Rafael Peter Pan Del Castillo ha decidido dimitir y dejar vacante su sillón de concejal en el Ayuntamiento de Córdoba. Lo ha hecho por coherencia, dirán algunos, y yo lo comparto pues me da que siempre, en lo político, fue este señor una especie de niño grandón y fantasioso perdido en el mundo complejo, el de los adultos. De ahí que resulte entendible que al final, y a mitad de viaje, optase por regresar a su País de Nunca Jamás, a su particular Neverland.
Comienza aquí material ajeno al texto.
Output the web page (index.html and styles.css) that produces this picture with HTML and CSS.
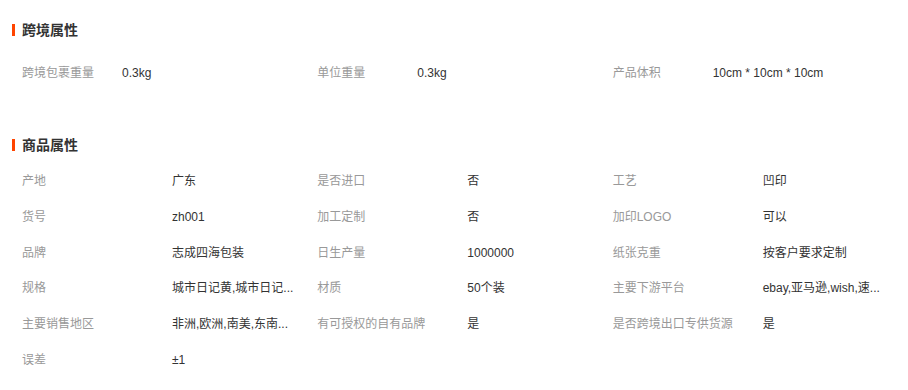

A Del Castillo, antes de entrar en Capitulares, se recordará que lo conocimos como activista antidesahucios, como hombre de pancarta con preocupaciones y presunto buen corazón. De ahí que, una vez convertido en concejal de Asuntos Sociales, cupiese la esperanza de que lo hiciese bien. Pero la realidad, tan cruel ella, tan golfa, vino a visitarle y en vez de entender que la política es el arte de lo posible, que decía Bismarck, comenzó a prometer imposibles para los que luego no encontraban financiación porque la realidad de las cosas es la que es y no quimeras de niño barbado. El final de esta historia se adivinaba complejo, pues a nuestro particular Peter Pan, tras tanta promesa, le tocaban ya curvas, disgustos, golpes. Y de ahí piensa uno que viene precisamente su renuncio: de que, una vez errado el camino por ausencia de pragmatismo, el alivio facilón y peterpanesco era volver a la tranquilidad quimérica del activismo y la pancarta mientras otro se come el marrón de la gestión. A ello le unió Del Castillo, para no quedarse corto, su buena dosis de bilis contra los que fueron sus socios de gobierno, el PSOE, unos tipos a los que siempre había mirado desde la altura moral arrogante que los asaltacielos mantienen con cualquiera que a ellos, en su sectarismo, les parezca burgués. Mal balance pues para este edil, que deja al gobierno municipal más frágil y lastimado de lo que ya lo está por culpa de su irresponsabilidad. Volverá a sus manifas y pancartas, no lo duden, a su Neverland. Tan comodón como siempre, aunque marcado ya por el hecho de que estuvo en el sitio donde se pueden cambiar las cosas y de allí, tras pifiarla, salió huyendo a todo gas en busca de Campanilla y los chicos. Rafael del Castillo pudo crecer, pero no creció. Como niño sempiterno, sin apego al dinero pero también sin capacidad de gestionarlo, queda en fin este utópico y pueril concejal en los cielos grises, pero intensamente reales, de la política municipal. Que el viaje de vuelta a su país de gominola, piruletas y regaliz le sea confortable y relajado. Quizá alguna vez recuerde allí que la realidad le quemó.